◆ What you have to do ◆
Reproduce all of the data below without alteration; exclude every picture.

<<<<

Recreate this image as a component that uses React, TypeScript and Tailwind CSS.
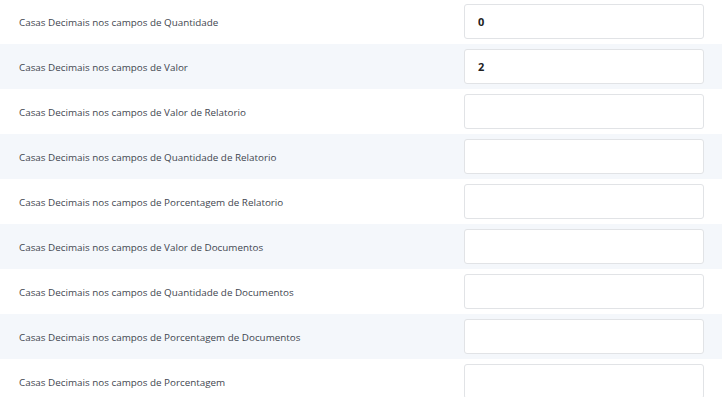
const rows: { label: string; value: string }[] = [
  { label: "Casas Decimais nos campos de Quantidade", value: "0" },
  { label: "Casas Decimais nos campos de Valor", value: "2" },
  { label: "Casas Decimais nos campos de Valor de Relatorio", value: "" },
  { label: "Casas Decimais nos campos de Quantidade de Relatorio", value: "" },
  { label: "Casas Decimais nos campos de Porcentagem de Relatorio", value: "" },
  { label: "Casas Decimais nos campos de Valor de Documentos", value: "" },
  { label: "Casas Decimais nos campos de Quantidade de Documentos", value: "" },
  { label: "Casas Decimais nos campos de Porcentagem de Documentos", value: "" },
  { label: "Casas Decimais nos campos de Porcentagem", value: "" },
];

export default function App() {
  return (
    <div className="w-[722px] h-[397px] overflow-hidden bg-white font-['Open_Sans',sans-serif]">
      <div className="-mt-px flex flex-col">
        {rows.map((row, i) => (
          <div
            key={row.label}
            className={`flex items-center h-[45px] shrink-0 ${i % 2 === 1 ? "bg-[#f4f7fb]" : "bg-white"}`}
          >
            <div className="flex-1 pl-[19px] pt-px text-[9.85px] text-[#3f4650]">{row.label}</div>
            <input
              readOnly
              value={row.value}
              className="w-[240px] h-[35px] mr-[18px] px-[13px] rounded-[3px] border border-[#e1e3e6] bg-white text-[11px] font-bold text-[#222] outline-none"
            />
          </div>
        ))}
      </div>
    </div>
  );
}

>>>>

◆ Expected answer ◆
Recreate this image as a component that uses React, TypeScript and Tailwind CSS.
const rows: { label: string; value: string }[] = [
  { label: "Casas Decimais nos campos de Quantidade", value: "0" },
  { label: "Casas Decimais nos campos de Valor", value: "2" },
  { label: "Casas Decimais nos campos de Valor de Relatorio", value: "" },
  { label: "Casas Decimais nos campos de Quantidade de Relatorio", value: "" },
  { label: "Casas Decimais nos campos de Porcentagem de Relatorio", value: "" },
  { label: "Casas Decimais nos campos de Valor de Documentos", value: "" },
  { label: "Casas Decimais nos campos de Quantidade de Documentos", value: "" },
  { label: "Casas Decimais nos campos de Porcentagem de Documentos", value: "" },
  { label: "Casas Decimais nos campos de Porcentagem", value: "" },
];

export default function App() {
  return (
    <div className="w-[722px] h-[397px] overflow-hidden bg-white font-['Open_Sans',sans-serif]">
      <div className="-mt-px flex flex-col">
        {rows.map((row, i) => (
          <div
            key={row.label}
            className={`flex items-center h-[45px] shrink-0 ${i % 2 === 1 ? "bg-[#f4f7fb]" : "bg-white"}`}
          >
            <div className="flex-1 pl-[19px] pt-px text-[9.85px] text-[#3f4650]">{row.label}</div>
            <input
              readOnly
              value={row.value}
              className="w-[240px] h-[35px] mr-[18px] px-[13px] rounded-[3px] border border-[#e1e3e6] bg-white text-[11px] font-bold text-[#222] outline-none"
            />
          </div>
        ))}
      </div>
    </div>
  );
}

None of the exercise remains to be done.